Records shown
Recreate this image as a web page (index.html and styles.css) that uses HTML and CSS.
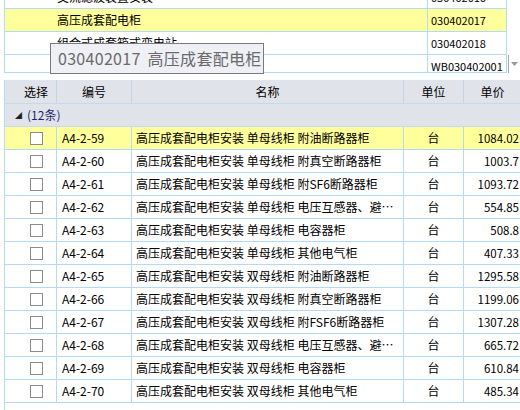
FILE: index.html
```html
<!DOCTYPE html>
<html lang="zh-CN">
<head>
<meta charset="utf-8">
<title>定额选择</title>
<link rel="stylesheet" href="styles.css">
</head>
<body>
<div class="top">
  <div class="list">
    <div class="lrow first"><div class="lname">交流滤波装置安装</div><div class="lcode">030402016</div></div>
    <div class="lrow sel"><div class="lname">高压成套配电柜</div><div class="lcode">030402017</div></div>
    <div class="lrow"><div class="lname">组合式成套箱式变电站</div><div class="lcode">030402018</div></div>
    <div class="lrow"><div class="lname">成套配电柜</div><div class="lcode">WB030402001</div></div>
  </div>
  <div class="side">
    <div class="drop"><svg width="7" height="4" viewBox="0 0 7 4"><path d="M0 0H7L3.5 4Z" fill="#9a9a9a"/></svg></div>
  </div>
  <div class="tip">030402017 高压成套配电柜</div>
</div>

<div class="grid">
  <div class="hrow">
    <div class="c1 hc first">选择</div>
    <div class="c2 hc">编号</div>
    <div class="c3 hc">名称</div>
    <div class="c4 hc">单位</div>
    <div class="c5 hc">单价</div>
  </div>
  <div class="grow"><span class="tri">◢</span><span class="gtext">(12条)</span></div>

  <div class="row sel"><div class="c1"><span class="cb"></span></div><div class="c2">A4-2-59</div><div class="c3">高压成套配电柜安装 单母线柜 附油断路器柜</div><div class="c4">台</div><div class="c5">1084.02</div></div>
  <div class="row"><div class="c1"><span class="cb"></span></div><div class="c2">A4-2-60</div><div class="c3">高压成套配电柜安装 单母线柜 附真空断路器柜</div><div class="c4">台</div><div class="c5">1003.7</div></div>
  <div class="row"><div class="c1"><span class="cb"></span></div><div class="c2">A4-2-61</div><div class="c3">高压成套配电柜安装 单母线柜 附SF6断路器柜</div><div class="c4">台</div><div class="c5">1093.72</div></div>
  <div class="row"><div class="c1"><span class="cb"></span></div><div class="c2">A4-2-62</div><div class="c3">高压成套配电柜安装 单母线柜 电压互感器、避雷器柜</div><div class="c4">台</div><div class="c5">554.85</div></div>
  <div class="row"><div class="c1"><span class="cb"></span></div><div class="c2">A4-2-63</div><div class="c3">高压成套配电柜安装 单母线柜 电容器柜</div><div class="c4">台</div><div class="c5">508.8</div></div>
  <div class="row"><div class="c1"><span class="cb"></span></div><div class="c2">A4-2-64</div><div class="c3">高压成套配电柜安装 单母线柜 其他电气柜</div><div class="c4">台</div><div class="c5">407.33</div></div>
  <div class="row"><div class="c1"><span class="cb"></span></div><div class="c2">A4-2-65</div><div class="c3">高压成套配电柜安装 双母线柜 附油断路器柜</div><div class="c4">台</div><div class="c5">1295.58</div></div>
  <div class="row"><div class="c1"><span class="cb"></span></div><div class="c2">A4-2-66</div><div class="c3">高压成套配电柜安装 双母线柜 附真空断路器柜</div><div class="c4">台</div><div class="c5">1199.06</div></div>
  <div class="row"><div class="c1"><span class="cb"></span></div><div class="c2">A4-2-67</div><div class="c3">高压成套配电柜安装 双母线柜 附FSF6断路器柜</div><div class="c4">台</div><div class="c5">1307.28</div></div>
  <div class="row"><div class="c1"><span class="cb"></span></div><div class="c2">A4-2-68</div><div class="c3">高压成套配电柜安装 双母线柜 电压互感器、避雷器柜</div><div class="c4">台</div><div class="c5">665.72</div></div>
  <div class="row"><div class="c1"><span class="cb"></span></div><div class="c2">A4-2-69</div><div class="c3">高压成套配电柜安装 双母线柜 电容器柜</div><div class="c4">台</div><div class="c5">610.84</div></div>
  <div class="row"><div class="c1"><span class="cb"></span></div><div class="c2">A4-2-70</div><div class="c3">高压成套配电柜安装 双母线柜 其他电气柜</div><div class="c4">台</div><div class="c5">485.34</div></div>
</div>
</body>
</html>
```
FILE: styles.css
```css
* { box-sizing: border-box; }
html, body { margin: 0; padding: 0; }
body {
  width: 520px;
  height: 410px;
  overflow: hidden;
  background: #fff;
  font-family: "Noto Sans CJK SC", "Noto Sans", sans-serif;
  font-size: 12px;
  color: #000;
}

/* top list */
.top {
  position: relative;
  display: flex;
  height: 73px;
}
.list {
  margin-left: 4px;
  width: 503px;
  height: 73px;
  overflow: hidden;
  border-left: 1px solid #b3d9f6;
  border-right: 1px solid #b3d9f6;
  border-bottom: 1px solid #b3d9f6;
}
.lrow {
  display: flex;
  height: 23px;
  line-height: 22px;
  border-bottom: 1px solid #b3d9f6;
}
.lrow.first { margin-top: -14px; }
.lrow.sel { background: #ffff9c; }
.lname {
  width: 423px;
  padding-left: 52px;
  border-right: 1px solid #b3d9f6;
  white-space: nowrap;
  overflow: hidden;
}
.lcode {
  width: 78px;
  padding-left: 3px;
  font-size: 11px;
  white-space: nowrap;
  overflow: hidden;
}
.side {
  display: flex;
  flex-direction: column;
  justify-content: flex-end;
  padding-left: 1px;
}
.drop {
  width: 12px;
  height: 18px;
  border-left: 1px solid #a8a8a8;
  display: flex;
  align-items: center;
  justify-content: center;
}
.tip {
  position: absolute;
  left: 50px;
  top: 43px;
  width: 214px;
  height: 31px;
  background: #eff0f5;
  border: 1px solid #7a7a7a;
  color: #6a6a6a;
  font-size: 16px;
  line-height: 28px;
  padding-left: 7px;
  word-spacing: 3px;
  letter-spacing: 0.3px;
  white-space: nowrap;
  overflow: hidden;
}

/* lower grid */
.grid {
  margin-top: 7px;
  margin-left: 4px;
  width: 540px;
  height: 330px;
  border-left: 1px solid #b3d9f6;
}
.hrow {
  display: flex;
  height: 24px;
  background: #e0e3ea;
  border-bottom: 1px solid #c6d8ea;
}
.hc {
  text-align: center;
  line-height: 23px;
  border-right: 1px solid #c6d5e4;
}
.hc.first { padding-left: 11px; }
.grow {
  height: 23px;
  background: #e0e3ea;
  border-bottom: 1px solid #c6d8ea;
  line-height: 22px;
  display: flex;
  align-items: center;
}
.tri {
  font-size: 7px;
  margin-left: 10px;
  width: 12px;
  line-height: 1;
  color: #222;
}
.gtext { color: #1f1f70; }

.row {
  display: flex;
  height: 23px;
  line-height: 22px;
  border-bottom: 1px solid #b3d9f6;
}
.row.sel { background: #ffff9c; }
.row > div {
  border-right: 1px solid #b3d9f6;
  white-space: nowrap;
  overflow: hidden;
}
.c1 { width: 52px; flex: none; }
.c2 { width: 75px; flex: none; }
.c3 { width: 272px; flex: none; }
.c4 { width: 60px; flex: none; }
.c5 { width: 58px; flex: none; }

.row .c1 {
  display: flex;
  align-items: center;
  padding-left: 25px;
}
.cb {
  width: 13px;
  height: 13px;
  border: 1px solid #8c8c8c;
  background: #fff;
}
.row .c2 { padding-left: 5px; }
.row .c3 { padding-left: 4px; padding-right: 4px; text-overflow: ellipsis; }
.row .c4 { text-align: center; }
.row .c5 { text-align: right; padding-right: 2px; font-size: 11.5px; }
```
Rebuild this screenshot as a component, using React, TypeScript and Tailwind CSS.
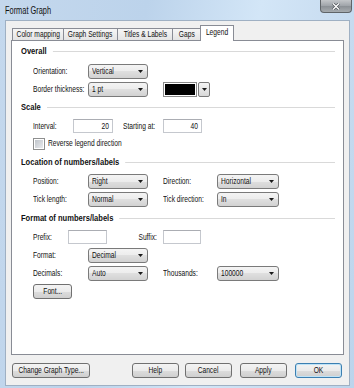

...

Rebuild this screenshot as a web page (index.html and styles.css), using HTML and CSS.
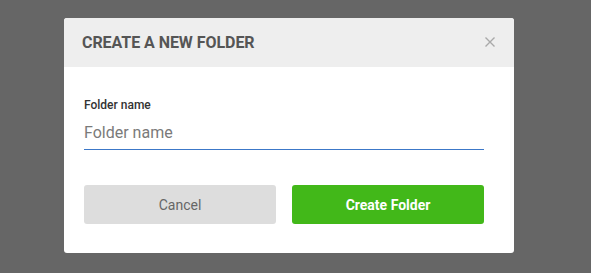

==

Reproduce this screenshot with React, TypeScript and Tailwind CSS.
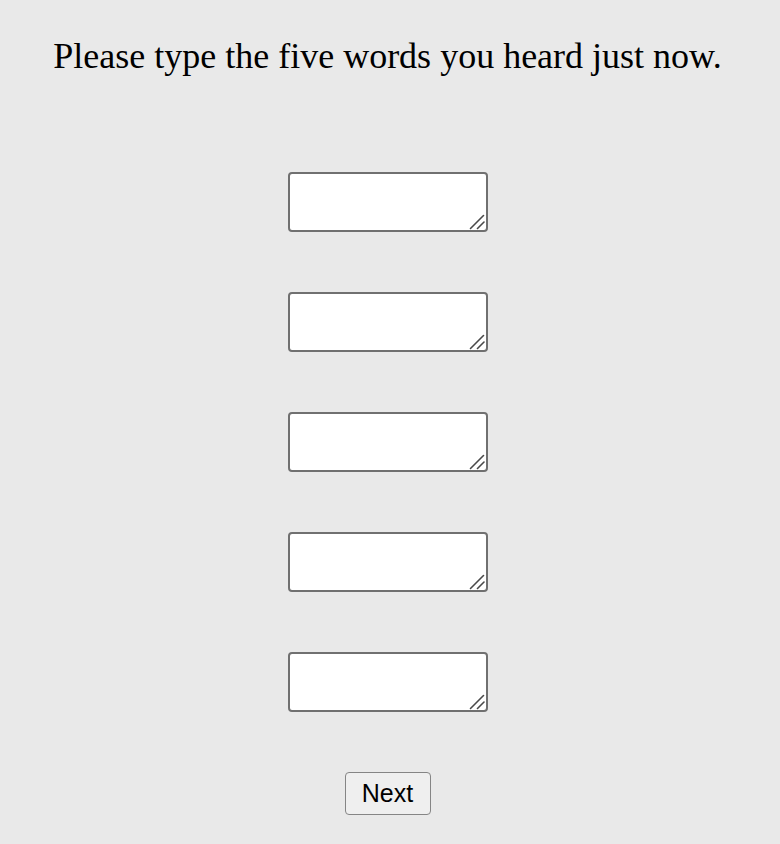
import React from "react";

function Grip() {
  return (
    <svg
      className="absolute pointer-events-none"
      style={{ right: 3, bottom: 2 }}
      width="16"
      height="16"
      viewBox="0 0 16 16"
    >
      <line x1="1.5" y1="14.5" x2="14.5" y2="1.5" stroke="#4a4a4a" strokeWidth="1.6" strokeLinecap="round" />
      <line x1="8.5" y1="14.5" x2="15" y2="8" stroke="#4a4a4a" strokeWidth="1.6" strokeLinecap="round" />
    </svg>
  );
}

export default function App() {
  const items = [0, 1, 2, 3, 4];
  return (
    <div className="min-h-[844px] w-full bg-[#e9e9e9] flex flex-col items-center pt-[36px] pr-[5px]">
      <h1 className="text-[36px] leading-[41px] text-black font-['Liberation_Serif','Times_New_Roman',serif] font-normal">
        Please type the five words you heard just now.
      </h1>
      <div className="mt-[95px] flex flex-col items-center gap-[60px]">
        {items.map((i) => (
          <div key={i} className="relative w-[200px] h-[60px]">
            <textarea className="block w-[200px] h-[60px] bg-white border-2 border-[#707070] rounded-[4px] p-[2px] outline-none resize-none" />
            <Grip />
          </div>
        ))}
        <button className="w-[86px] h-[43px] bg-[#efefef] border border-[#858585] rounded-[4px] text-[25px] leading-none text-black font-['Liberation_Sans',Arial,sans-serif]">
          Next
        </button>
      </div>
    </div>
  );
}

Instructions to follow
Repeat exactly, and only, the entries from the line with "Reproduce this screenshot" through the line with "import React from". Pictures are skipped.

Output of the task
Reproduce this screenshot with React, TypeScript and Tailwind CSS.
import React from "react";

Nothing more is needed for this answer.